A project of Common Dreams

For Immediate Release
Contact:

Jane Kochersperger, Media Officer,
(202)-680-3798,

jane.kochersperger@greenpeace.org or
John Deans, Greenpeace Policy
Analyst,
(207) 319-6850 (on site)

DOW Facility Fails Greenpeace Security Inspection

Plant Poses Catastrophic Risks to Texas Residents

WASHINGTON

Following a citizen inspection conducted
earlier this week by Greenpeace, the organization has issued a 'failed
inspection' report to Dow Chemical Company for failing to fully secure
its Texas Operations facility in Freeport, TX against terrorists or
catastrophic accidents. A copy of the inspection report was delivered in
person at the local headquarters today and also submitted to the
Department of Homeland Security (DHS). The Freeport facility puts130,000
people at risk.

https://www.greenpeace.org/usa/en/media-center/reports/Dow-Inspection-Report/

"We know Dow can eliminate these risks by switching to safer
processes, they just choose not to," said Greenpeace policy analyst John
Deans. "It's pretty shocking that disaster prevention is still
voluntary in a post 9/11 world, particularly in light of the magnitude
of the risk. As we have seen in the petrochemical industry, self
regulation is a hazardous proposition."

In 2008, Dow Chemical
partnered with K2Pure Solutions to begin converting its Pittsburgh, CA
plant to a safer process that eliminates the bulk storage of chlorine.
In 2009, Dow provided Greenpeace legislative language showing that Dow
could support a policy requiring safer chemical processes.
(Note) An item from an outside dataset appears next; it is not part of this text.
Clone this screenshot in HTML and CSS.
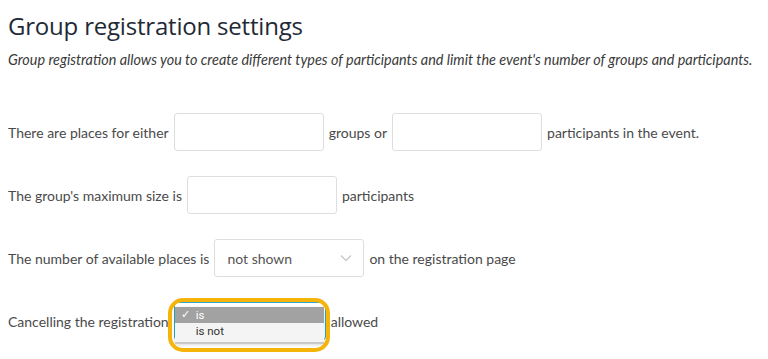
FILE: index.html
```html
<!DOCTYPE html>
<html lang="en">
<head>
    <meta charset="UTF-8">
    <title>Group registration settings</title>
    <link rel="stylesheet" href="styles.css">
</head>
<body>
    <div class="page">
        <h1 class="title">Group registration settings</h1>
        <p class="lead">Group registration allows you to create different types of participants and limit the event's number of groups and participants.</p>

        <div class="settings">
            <div class="row">
                <span>There are places for either</span>
                <input class="field" type="text">
                <span>groups or</span>
                <input class="field" type="text">
                <span>participants in the event.</span>
            </div>

            <div class="row">
                <span>The group's maximum size is</span>
                <input class="field field-size" type="text">
                <span>participants</span>
            </div>

            <div class="row">
                <span>The number of available places is</span>
                <div class="field select">
                    <span>not shown</span>
                    <svg class="chevron" width="12" height="8" viewBox="0 0 12 8"><path d="M1 1.5 L6 6.5 L11 1.5" fill="none" stroke="#c8c8c8" stroke-width="1.3"/></svg>
                </div>
                <span>on the registration page</span>
            </div>

            <div class="row">
                <span>Cancelling the registration</span>
                <div class="select-wrap">
                    <div class="field select select-open"></div>
                    <ul class="dropdown">
                        <li class="option option-selected"><span class="check">&#10003;</span>is</li>
                        <li class="option">is not</li>
                    </ul>
                    <div class="callout"></div>
                </div>
                <span>allowed</span>
            </div>
        </div>
    </div>
</body>
</html>
```

FILE: styles.css
```css
/* base */
body {
    margin: 0;
    background: #fff;
    font-family: 'Lato', 'Open Sans', sans-serif;
    color: #4a4a4a;
}

.page {
    padding: 0 8px;
}

/* heading */
.title {
    margin: 11px 0 0;
    font-family: 'Open Sans', sans-serif;
    font-weight: 400;
    font-size: 24px;
    line-height: 30px;
    color: #1f2a36;
    letter-spacing: -0.2px;
}
.lead {
    margin: 10px 0 0;
    font-style: italic;
    font-size: 14.4px;
    line-height: 18px;
    color: #3a3a3a;
}

/* rows */
.settings {
    margin-top: 44px;
}
.row {
    display: flex;
    align-items: center;
    gap: 4px;
    height: 38px;
    margin-bottom: 25px;
    font-size: 14px;
}

.field {
    box-sizing: border-box;
    width: 150px;
    height: 38px;
    margin: 0 1px;
    border: 1px solid #dedede;
    border-radius: 3px;
    background: #fff;
    font: inherit;
}

.select {
    display: flex;
    align-items: center;
    justify-content: space-between;
    padding: 0 11px 0 12px;
    font-size: 14px;
    color: #555;
}

/* open select with its list */
.select-wrap {
    position: relative;
}
.select-open {
    width: 152px;
    border-color: #2aa7c9;
}
.dropdown {
    position: absolute;
    top: 5px;
    left: 2px;
    width: 149px;
    margin: 0;
    padding: 0 0 3px;
    list-style: none;
    background: #f4f4f4;
    border-bottom: 2px solid #c9c9c9;
    box-shadow: 0 1px 3px rgba(0,0,0,0.15);
    font-family: 'Roboto', sans-serif;
    font-size: 11.5px;
}
.option {
    height: 16px;
    line-height: 16px;
    padding-left: 21px;
    position: relative;
    color: #333;
}
.option-selected {
    background: #a2a2a2;
    color: #fff;
}
.check {
    position: absolute;
    left: 6px;
    font-size: 11px;
}

/* highlight ring */
.callout {
    position: absolute;
    top: -4px;
    left: -5px;
    width: 154px;
    height: 46px;
    border: 4px solid #f5b40a;
    border-radius: 15px;
}
```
Now, however,
Dow is leading the industry trade groups lobbying against policies that
would require safer chemical processes at plants and protect nearby
communities.

Although the Department of Homeland Security (DHS)
plans to inspect 'high risk' chemical plants, they will only inspect 3
percent of the 5,333 "high risk" plants by the end of 2010. Under a
temporary law, the DHS also has no authority to require the use of safer
chemical processes that would eliminate catastrophic poison gas risks
at a chemical facility.

Nearly nine years after the attacks of
9/11, the nation's chemical plants remain vulnerable to terrorist
attack. Chemical plant risk zones frequently extend up to 20 miles
downwind into densely populated areas due to the bulk storage or use of
poison gases such as chlorine. More than 100 million Americans are put
at risk by just 300 of the nation's "high risk" chemical plants. In
2004, the Homeland Security Council estimated that an attack on a
chemical facility would kill 17,500 people, seriously injure 10,000, and
send an additional 100,000 people to the hospital.

Since 1999,
more than 500 plants have switched to safer and more secure chemicals or
processes nationwide, eliminating risks to 40 million Americans. At
least 6 facilities in Texas use safer processes eliminating risks to
over 70 thousand people.

The U.S. House of Representatives
passed a bill (HR 2868) on Nov. 6, 2009 that would require the highest
risk plants to convert to safer processes where commercially feasible.
This bill is now under consideration by the Senate.

"If the
chemical industry hasn't eliminated these risks by now, there is no
reason to believe that it ever will," said Deans. "Sadly, we all know
too well that security cameras and fences are an insufficient deterrent
to a terrorist, and we have seen that industrial accidents can have
fatal consequences."

Terrorism experts from agencies such as DHS,
the EPA, and the Government Accountability Office have documented the
nation's vulnerability to toxic releases at U.S. chemical plants and the
need to require safer processes. An accident could result in a deadly
release similar to that experienced in Bhopal, India in 1984, when a gas
leak at a pesticide plant killed 8,000 within three days.

Greenpeace is a global, independent campaigning organization that uses peaceful protest and creative communication to expose global environmental problems and promote solutions that are essential to a green and peaceful future.